Politiquement, on ne peut trouver qu’une seule explication pour les politiques plus conservatrices adoptées au long des 7 premiers mois du gouvernement Dilma. Un gouvernant, comme tout être humain, possède des vertus et des défauts divers. Sans le charisme, l’expérience politique et l’histoire de son prédécesseur dans les luttes sociales, la présidente ne s’est pas sentie assez sûre d’elle pour faire face aux deux menaces simultanées qui pesaient sur son début de mandat. Elle avait peur que la hausse de l’inflation ne détruise sa popularité, en rongeant le pouvoir d’achat de la nouvelle classe moyenne. Et elle ne se sentait pas assez sûre pour combattre la hausse des prix et affronter, en même temps, les marchés financiers et les médias – toujours alliés.

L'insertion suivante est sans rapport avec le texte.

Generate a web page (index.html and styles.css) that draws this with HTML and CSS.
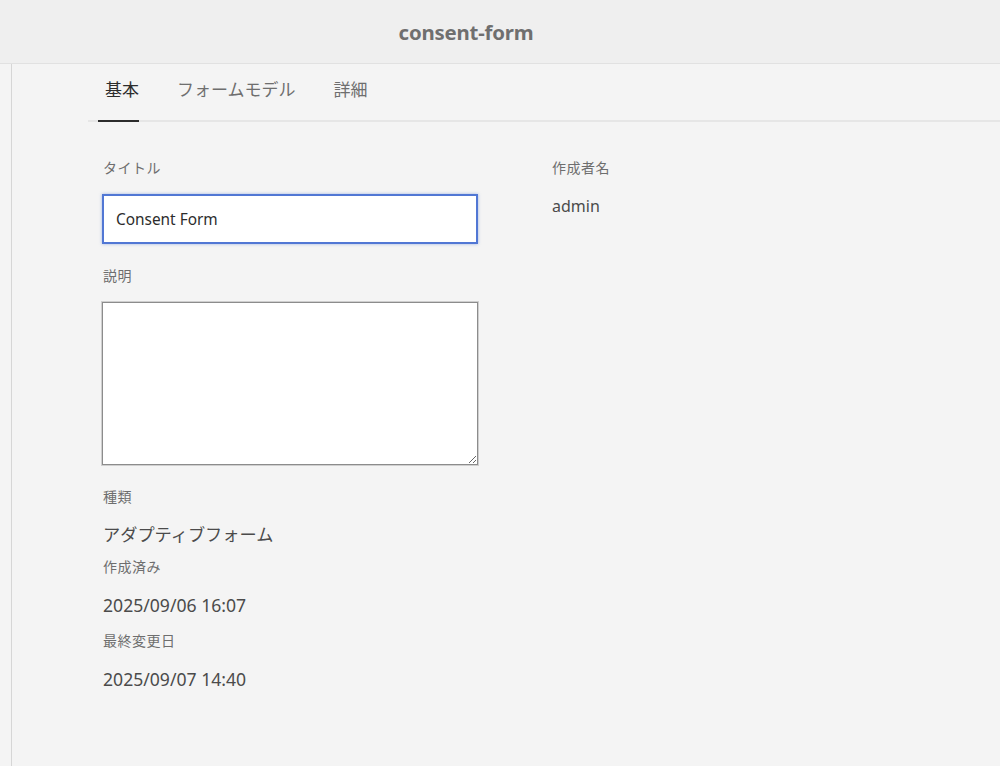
FILE: index.html
```html
<!DOCTYPE html>
<html lang="ja">
<head>
<meta charset="utf-8">
<title>consent-form</title>
<link rel="stylesheet" href="styles.css">
</head>
<body>
<header class="header">
  <h1 class="title">consent-form</h1>
</header>
<div class="main">
  <div class="rail"></div>
  <div class="content">
    <nav class="tabs">
      <div class="tab active">基本</div>
      <div class="tab">フォームモデル</div>
      <div class="tab">詳細</div>
    </nav>
    <div class="form">
      <div class="col left">
        <div class="label first">タイトル</div>
        <input class="input" type="text" value="Consent Form">
        <div class="label gap-lg">説明</div>
        <textarea class="textarea"></textarea>
        <div class="label gap-lg">種類</div>
        <div class="value kana">アダプティブフォーム</div>
        <div class="label gap-sm">作成済み</div>
        <div class="value">2025/09/06 16:07</div>
        <div class="label gap-md">最終変更日</div>
        <div class="value">2025/09/07 14:40</div>
      </div>
      <div class="col right">
        <div class="label first flush">作成者名</div>
        <div class="value author">admin</div>
      </div>
    </div>
  </div>
</div>
</body>
</html>
```

FILE: styles.css
```css
html, body {
  margin: 0;
  padding: 0;
}
body {
  background: #f4f4f4;
  font-family: "Noto Sans", "Noto Sans CJK JP", sans-serif;
  color: #4b4b4b;
  width: 1000px;
  height: 766px;
  overflow: hidden;
}
.header {
  height: 63px;
  background: #efefef;
  border-bottom: 1px solid #e1e1e1;
  display: flex;
  align-items: center;
  justify-content: center;
  padding-right: 68px;
}
.title {
  margin: 0;
  font-size: 20.4px;
  font-weight: 700;
  color: #6f6f6f;
  letter-spacing: -0.2px;
}
.main {
  display: flex;
  height: 702px;
}
.rail {
  width: 11px;
  border-right: 1px solid #d6d6d6;
  flex: none;
}
.content {
  flex: 1;
  margin-left: 76px;
}
.tabs {
  display: flex;
  height: 56px;
  border-bottom: 2px solid #e6e6e6;
  padding-left: 10px;
  gap: 38px;
}
.tab {
  display: flex;
  align-items: center;
  padding-bottom: 8px;
  font-size: 17px;
  color: #6e6e6e;
  font-family: "Noto Sans CJK JP", sans-serif;
}
.tab.active {
  color: #2c2c2c;
  padding-left: 7px;
  border-bottom: 2px solid #2c2c2c;
  margin-bottom: -2px;
}
.form {
  display: flex;
  padding-left: 14px;
  gap: 74px;
}
.col {
  display: flex;
  flex-direction: column;
  align-items: flex-start;
}
.col.left {
  width: 376px;
}
.label {
  font-size: 14px;
  line-height: 20px;
  letter-spacing: 0.5px;
  color: #6e6e6e;
  padding-left: 1px;
  margin-bottom: 16px;
}
.label.flush {
  padding-left: 0;
}
.label.first {
  margin-top: 36px;
}
.label.gap-lg {
  margin-top: 22px;
}
.label.gap-sm {
  margin-top: 10px;
  margin-bottom: 16px;
}
.label.gap-md {
  margin-top: 14px;
}
.input {
  box-sizing: border-box;
  width: 376px;
  height: 50px;
  margin: 0;
  border: 2px solid #5177d4;
  box-shadow: 0 0 3px rgba(75, 117, 214, 0.5);
  background: #fff;
  padding: 0 12px;
  font-family: "Noto Sans", sans-serif;
  font-size: 15.4px;
  color: #2c2c2c;
  outline: none;
}
.textarea {
  box-sizing: border-box;
  width: 376px;
  height: 163px;
  margin: 0;
  border: 1px solid #8c8c8c;
  box-shadow: 0 0 0 1px #cfcfcf;
  background: #fff;
  resize: both;
  outline: none;
}
.value {
  font-size: 17.6px;
  line-height: 24px;
  color: #4b4b4b;
  padding-left: 1px;
}
.value.kana {
  font-size: 17.2px;
}
.value.author {
  font-size: 16px;
  padding-left: 0;
}
```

Elle a préféré le confort peu créatif des équipes de football qui jouent le match nul.

La présidente qui a parlé le 10 août dernier était d’une tout autre nature. L’audace semblait lui avoir restitué confiance et humour. On ne sait pas encore si le changement est durable. Aujourd’hui même, il y a dans les médias des spéculations qui vont dans le sens contraire. Comme les intérêts impliqués dans la politique économique sont milliardaires, il y a forcément des tensions. Mais on ne peut nier que le discours de São Paulo pointe vers la possibilité d’une ouverture – qui dépendra de l’action des mouvements sociaux – d’une nouvelle phase du gouvernement.